Variantes, erreurs fréquentes et outils Python
Recherche dans un tableau décroissant
Si les éléments sont triés dans l’ordre décroissant, il faut inverser les comparaisons dans l’algorithme. Cela reste une recherche dichotomique, mais adaptée à l’ordre du tableau.
Risque de dépassement (avancé)
Dans certains langages de bas niveau, le calcul du milieu avec (gauche + droite) // 2 peut entraîner un dépassement de capacité si les indices sont très grands. Une version plus sûre utilise gauche + (droite - gauche) // 2. En Python, ce risque n’existe pas grâce à la gestion dynamique des entiers.
Cette subtilité est utile à connaître dans des contextes avancés, mais elle n’est pas exigée au niveau de Première.
Module bisect : automatiser la recherche
Le module bisect de Python permet d’utiliser directement une recherche dichotomique. La fonction bisect.bisect_left(tab, x) renvoie l’indice où x pourrait être inséré tout en conservant l’ordre du tableau. Cela permet de savoir où se situe x ou s’il est déjà présent.
import bisect
tab = [3, 6, 9, 12, 15, 18, 21]
indice = bisect.bisect_left(tab, 15)
if indice < len(tab) and tab[indice] == 15:
print("Trouvé à l’indice", indice)
else:
print("Non trouvé")
À retenir
Le module bisect propose une recherche dichotomique prête à l’emploi pour connaître l’indice d’insertion d’un élément dans une liste triée.
Conclusion
La recherche dichotomique illustre une stratégie algorithmique efficace, reposant sur la structure ordonnée des données et l’idée de diviser pour mieux chercher.
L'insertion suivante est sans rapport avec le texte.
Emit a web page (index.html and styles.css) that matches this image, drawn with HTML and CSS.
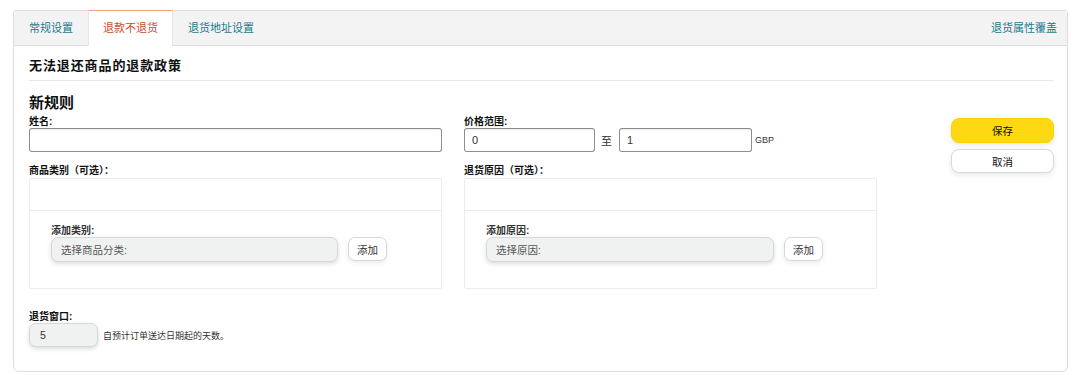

Son coût logarithmique la rend incontournable dans le traitement rapide de données triées. Elle met en valeur des concepts essentiels de l’informatique comme l’invariant, le variant et la complexité algorithmique. Elle prépare aussi à des méthodes plus avancées comme la recherche dans des arbres équilibrés ou l’algorithme des k plus proches voisins, qui s’appuie sur la recherche d’éléments proches dans un espace structuré.